:: The input ::
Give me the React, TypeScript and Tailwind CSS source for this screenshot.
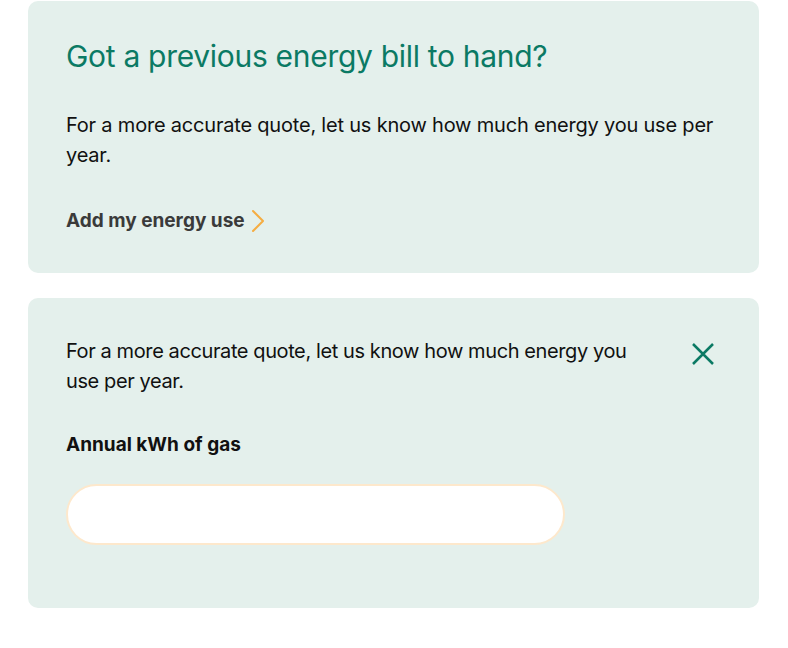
export default function App() {
  return (
    <div className="w-[788px] h-[648px] bg-white pl-[28px] pr-[29px] pt-[1px] font-['Inter',sans-serif] text-[#111111]">
      {/* Previous bill prompt */}
      <div className="rounded-[10px] bg-[#e4f0ec] px-[38px] pt-[37px] pb-[38px]">
        <h2 className="text-[30px] leading-[36px] font-normal tracking-[-0.01em] text-[#0b7a64]">
          Got a previous energy bill to hand?
        </h2>
        <p className="mt-[36px] text-[20px] leading-[30px] tracking-[-0.01em]">
          For a more accurate quote, let us know how much energy you use per year.
        </p>
        <a href="#" className="mt-[37px] flex items-center gap-[6px] text-[19px] leading-[28px] font-bold text-[#3a3a3a]">
          Add my energy use
          <svg width="14" height="24" viewBox="0 0 14 24" fill="none">
            <path d="M2 2L12 12L2 22" stroke="#f5ad42" strokeWidth="2" strokeLinecap="round" strokeLinejoin="round" />
          </svg>
        </a>
      </div>

      {/* Energy use form */}
      <div className="mt-[25px] rounded-[10px] bg-[#e4f0ec] pl-[38px] pr-[45px] pt-[38px] pb-[63px]">
        <div className="flex items-start justify-between">
          <p className="w-[590px] text-[20px] leading-[30px] tracking-[-0.02em]">
            For a more accurate quote, let us know how much energy you use per year.
          </p>
          <button className="mt-[7px] text-[#0b7a64]" aria-label="Close">
            <svg width="22" height="22" viewBox="0 0 22 22" fill="none">
              <path d="M1 1L21 21M21 1L1 21" stroke="currentColor" strokeWidth="2.5" />
            </svg>
          </button>
        </div>
        <label className="mt-[35px] block text-[19px] leading-[28px] font-bold">
          Annual kWh of gas
        </label>
        <input
          type="text"
          className="mt-[25px] block w-[499px] h-[61px] rounded-full border-2 border-[#fde8cc] bg-white px-6 outline-none"
        />
      </div>
    </div>
  );
}
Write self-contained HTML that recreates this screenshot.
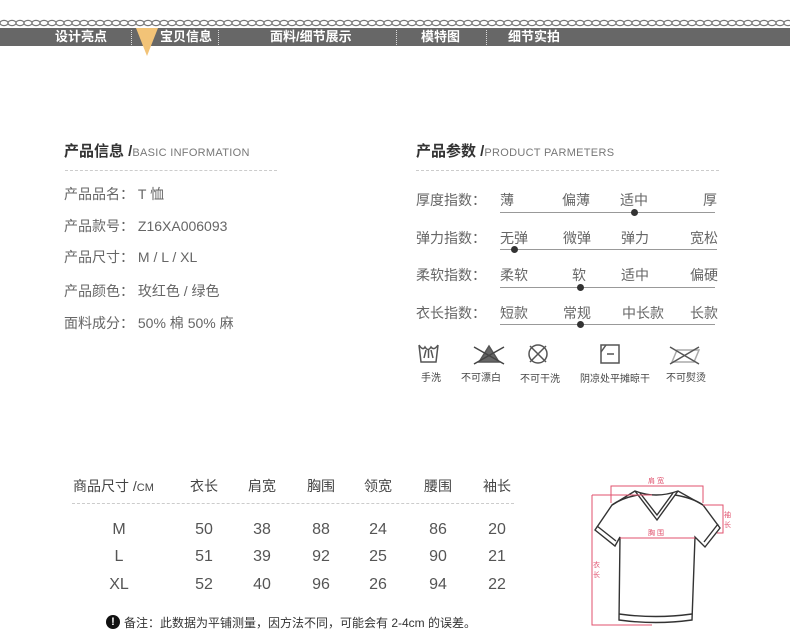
:::
Write every entry out again exactly, dropping the pictures.

Answer to this task
Give me the React, TypeScript and Tailwind CSS source for this screenshot.
export default function App() {
  return (
    <div className="w-[788px] h-[648px] bg-white pl-[28px] pr-[29px] pt-[1px] font-['Inter',sans-serif] text-[#111111]">
      {/* Previous bill prompt */}
      <div className="rounded-[10px] bg-[#e4f0ec] px-[38px] pt-[37px] pb-[38px]">
        <h2 className="text-[30px] leading-[36px] font-normal tracking-[-0.01em] text-[#0b7a64]">
          Got a previous energy bill to hand?
        </h2>
        <p className="mt-[36px] text-[20px] leading-[30px] tracking-[-0.01em]">
          For a more accurate quote, let us know how much energy you use per year.
        </p>
        <a href="#" className="mt-[37px] flex items-center gap-[6px] text-[19px] leading-[28px] font-bold text-[#3a3a3a]">
          Add my energy use
          <svg width="14" height="24" viewBox="0 0 14 24" fill="none">
            <path d="M2 2L12 12L2 22" stroke="#f5ad42" strokeWidth="2" strokeLinecap="round" strokeLinejoin="round" />
          </svg>
        </a>
      </div>

      {/* Energy use form */}
      <div className="mt-[25px] rounded-[10px] bg-[#e4f0ec] pl-[38px] pr-[45px] pt-[38px] pb-[63px]">
        <div className="flex items-start justify-between">
          <p className="w-[590px] text-[20px] leading-[30px] tracking-[-0.02em]">
            For a more accurate quote, let us know how much energy you use per year.
          </p>
          <button className="mt-[7px] text-[#0b7a64]" aria-label="Close">
            <svg width="22" height="22" viewBox="0 0 22 22" fill="none">
              <path d="M1 1L21 21M21 1L1 21" stroke="currentColor" strokeWidth="2.5" />
            </svg>
          </button>
        </div>
        <label className="mt-[35px] block text-[19px] leading-[28px] font-bold">
          Annual kWh of gas
        </label>
        <input
          type="text"
          className="mt-[25px] block w-[499px] h-[61px] rounded-full border-2 border-[#fde8cc] bg-white px-6 outline-none"
        />
      </div>
    </div>
  );
}
Write self-contained HTML that recreates this screenshot.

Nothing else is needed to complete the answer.